Tekarara has serious health issues and without her husband’s income, she is struggling to support herself and the couple’s four children, who are now aged between 11 and three years old.
“The younger kids used to ask about their dad, especially the youngest two. Each time a plane flew above, [the youngest son] Tutu would point up at the plane and yell ‘Daddy Daddy!’” Tekarara said.
‘More of a tool than a human being’
Liz Mitchell, president of the non-profit Association of Professional Observers (APO), said that Kaierua’s death is typical of a fisheries observers’ case, in that often there is very little information about what happened, and that if there is any investigation at all, it is an incomplete one.
“[Observers] are always the last considered. Like an afterthought – more of a tool than a human being,” Mitchell said.
“They are used to give the appearance that a fishery is being properly monitored. This is evident in the fisheries that are using observers to check off on MSC [Marine Stewardship Council] standards in order for the vessel to get MSC certification. If the observer doesn’t check off what the vessel positively reports as truth, they endanger themselves and certainly, the way the trips are managed, this contributes to their endangerment.”
Mitchell said it was “not only the fishermen that observers have to face dangers from but also their own employers, who neglect and knowingly place them in harm’s way without any protections, without any enforcement and without any reporting of the treatment they receive.”
According to the Pacific Islands Forum Fisheries Agency (FFA), of which Kiribati is a member, “observer safety is a matter of utmost importance for FFA members”.

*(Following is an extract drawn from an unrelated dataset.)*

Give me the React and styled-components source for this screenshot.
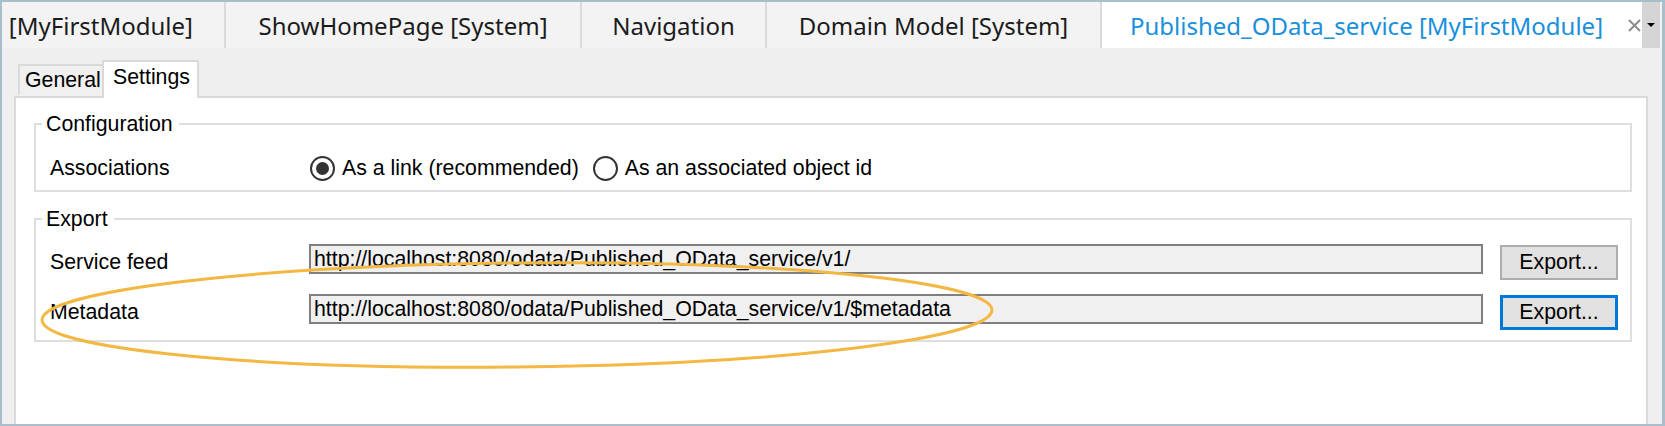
import styled, { createGlobalStyle } from "styled-components";

const GlobalStyle = createGlobalStyle`
  html, body {
    margin: 0;
    padding: 0;
    background: #fff;
  }
  body {
    width: 1665px;
    height: 426px;
    overflow: hidden;
  }
  * {
    box-sizing: border-box;
  }
`;

const docTabs = [
  { label: "[MyFirstModule]", width: 224, clipped: true },
  { label: "ShowHomePage [System]", width: 356 },
  { label: "Navigation", width: 185 },
  { label: "Domain Model [System]", width: 335 },
];

function App() {
  return (
    <>
      <GlobalStyle />
      <Frame>
        <TabBar>
          {docTabs.map((t) => (
            <DocTab key={t.label} $w={t.width} $clipped={t.clipped}>
              {t.label}
            </DocTab>
          ))}
          <ActiveTab>
            <span>Published_OData_service [MyFirstModule]</span>
            <svg width="13" height="13" viewBox="0 0 13 13">
              <path d="M1 1 L12 12 M12 1 L1 12" stroke="#8c8c8c" strokeWidth="2" />
            </svg>
          </ActiveTab>
          <Dropdown>
            <Caret />
          </Dropdown>
        </TabBar>

        <Body>
          <PageTabs>
            <PageTab>General</PageTab>
            <PageTab $selected>Settings</PageTab>
          </PageTabs>

          <Panel>
            <GroupBox $pad="16px 12px 6px 6px">
              <Caption>Configuration</Caption>
              <ConfigRow>
                <Label>Associations</Label>
                <RadioGroup>
                  <RadioOption>
                    <RadioCircle $checked />
                    As a link (recommended)
                  </RadioOption>
                  <RadioOption>
                    <RadioCircle />
                    As an associated object id
                  </RadioOption>
                </RadioGroup>
              </ConfigRow>
            </GroupBox>

            <GroupBox $pad="13px 12px 10px 6px">
              <Caption>Export</Caption>
              <ExportRows>
                <ExportRow>
                  <Label>Service feed</Label>
                  <UrlField>http://localhost:8080/odata/Published_OData_service/v1/</UrlField>
                  <Button>Export...</Button>
                </ExportRow>
                <ExportRow>
                  <Label>Metadata</Label>
                  <UrlField>http://localhost:8080/odata/Published_OData_service/v1/$metadata</UrlField>
                  <Button $focused>Export...</Button>
                </ExportRow>
              </ExportRows>
            </GroupBox>
          </Panel>
        </Body>

        {/* hand-drawn highlight over the metadata row */}
        <Highlight width="1665" height="426" viewBox="0 0 1665 426">
          <ellipse
            cx="517"
            cy="315"
            rx="475"
            ry="52"
            fill="none"
            stroke="#f3b843"
            strokeWidth="3"
            transform="rotate(-0.6 517 315)"
          />
        </Highlight>
      </Frame>
    </>
  );
}

export default App;

const Frame = styled.div`
  position: relative;
  width: 1665px;
  height: 426px;
  border-style: solid;
  border-color: #a9bdca;
  border-width: 2px 3px 2px 2px;
  display: flex;
  flex-direction: column;
  overflow: hidden;
  background: #efefef;
`;

const TabBar = styled.div`
  flex: none;
  height: 46px;
  display: flex;
  background: #f3f3f3;
  font-family: "Noto Sans", "Open Sans", sans-serif;
  font-size: 24px;
  color: #1b1b1b;
`;

const DocTab = styled.div`
  flex: none;
  width: ${(p) => p.$w}px;
  display: flex;
  align-items: center;
  justify-content: ${(p) => (p.$clipped ? "flex-end" : "center")};
  padding-right: ${(p) => (p.$clipped ? "31px" : "0")};
  border-right: 2px solid #dadada;
  white-space: nowrap;
  overflow: hidden;
`;

const ActiveTab = styled.div`
  flex: none;
  width: 540px;
  display: flex;
  align-items: center;
  justify-content: space-between;
  padding: 0 1px 0 28px;
  background: #fff;
  color: #1a8fdb;
  white-space: nowrap;
`;

const Dropdown = styled.div`
  flex: none;
  width: 18px;
  display: flex;
  align-items: center;
  justify-content: center;
  background: #d5d5d5;
`;

const Caret = styled.span`
  width: 0;
  height: 0;
  border-left: 4px solid transparent;
  border-right: 4px solid transparent;
  border-top: 4px solid #000;
`;

const Body = styled.div`
  flex: 1;
  display: flex;
  flex-direction: column;
  padding: 0 14px 0 12px;
  background: #efefef;
  font-family: "Liberation Sans", Arial, sans-serif;
  font-size: 21.3px;
  color: #000;
`;

const PageTabs = styled.div`
  flex: none;
  height: 50px;
  margin-bottom: -2px;
  padding-left: 4px;
  display: flex;
  align-items: flex-end;
  position: relative;
  z-index: 1;
`;

const PageTab = styled.div`
  display: flex;
  align-items: center;
  border: 2px solid #dadada;
  border-bottom: ${(p) => (p.$selected ? "none" : "2px solid transparent")};
  background: ${(p) => (p.$selected ? "#fff" : "#f0f0f0")};
  height: ${(p) => (p.$selected ? "38px" : "32px")};
  width: ${(p) => (p.$selected ? "97px" : "86px")};
  margin-left: ${(p) => (p.$selected ? "-2px" : "0")};
  margin-bottom: ${(p) => (p.$selected ? "0" : "2px")};
  padding: ${(p) => (p.$selected ? "0 0 6px 9px" : "0 0 0 5px")};
  position: relative;
  z-index: ${(p) => (p.$selected ? 2 : 1)};
`;

const Panel = styled.div`
  flex: 1;
  background: #fff;
  border: 2px solid #dadada;
  border-bottom: none;
  padding: 14px 14px 0 18px;
  display: flex;
  flex-direction: column;
  gap: 15px;
`;

const GroupBox = styled.fieldset`
  margin: 0;
  min-inline-size: 0;
  border: 2px solid #dedede;
  padding: ${(p) => p.$pad};
`;

const Caption = styled.legend`
  padding: 0 6px 0 4px;
  line-height: 24px;
`;

const Label = styled.div`
  white-space: nowrap;
  align-self: center;
`;

const ConfigRow = styled.div`
  height: 32px;
  padding-left: 8px;
  display: grid;
  grid-template-columns: 259px 1fr;
  align-items: center;
`;

const RadioGroup = styled.div`
  display: flex;
  align-items: center;
  gap: 14px;
  padding-left: 1px;
`;

const RadioOption = styled.label`
  display: flex;
  align-items: center;
  gap: 7px;
  white-space: nowrap;
`;

const RadioCircle = styled.span`
  flex: none;
  width: 25px;
  height: 25px;
  border-radius: 50%;
  border: 2px solid #333;
  display: flex;
  align-items: center;
  justify-content: center;

  &::after {
    content: "";
    display: ${(p) => (p.$checked ? "block" : "none")};
    width: 13px;
    height: 13px;
    border-radius: 50%;
    background: #333;
  }
`;

const ExportRows = styled.div`
  display: flex;
  flex-direction: column;
  gap: 14px;
  padding-left: 8px;
`;

const ExportRow = styled.div`
  height: 36px;
  display: grid;
  grid-template-columns: 242px 1fr 118px;
  column-gap: 17px;
  align-items: start;
`;

const UrlField = styled.div`
  height: 30px;
  line-height: 26px;
  padding-left: 3px;
  border: 2px solid #7f7f7f;
  background: #f0f0f0;
  white-space: nowrap;
  overflow: hidden;
`;

const Button = styled.div`
  height: 35px;
  margin-top: 1px;
  display: flex;
  align-items: center;
  justify-content: center;
  background: #e1e1e1;
  border: ${(p) => (p.$focused ? "3px solid #0078d7" : "2px solid #adadad")};
`;

const Highlight = styled.svg`
  position: absolute;
  top: -2px;
  left: -2px;
  pointer-events: none;
  z-index: 5;
`;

But Tekarara said her husband’s death could have been prevented if money had been spent on two-way communication devices to protect him.
In fact, according to Mitchell, New Zealand gave Kiribati two-way communication devices but they never made it to the observers they were meant for.
“Kiribati absconded with AUD$26,000 (UD$19,517) in equipment specifically earmarked for observers – which could have possibly saved Kaierua’s life – and New Zealand didn’t care,” she said.
A spokesperson for New Zealand’s Foreign Ministry confirmed it had provided funding for the purchase of two-way radios, without specifying when, at Kiribati’s request.
“In this particular circumstance, the procurement of equipment and management of fisheries personnel is a government of Kiribati responsibility,” the spokesperson said.
Kiribati’s Ministry of Fisheries did not respond to requests for comment.
David Hammond, chief executive of HRAS, said Kaierua’s family deserved justice but that with the lack of evidence, “we are never going to probably see the truth to this case”.
“There is impunity and a lack of enforcement, and a lack of accountability, [which] breeds an environment where labour rights abuses can continue,” Hammond said.
Kaierua’s family is not giving up either.
Nicky said her family still can’t believe that Kaierua died of high blood pressure.
“We are still waiting, and we are still needing justice, it’s been a year now, and still don’t know the answers.”.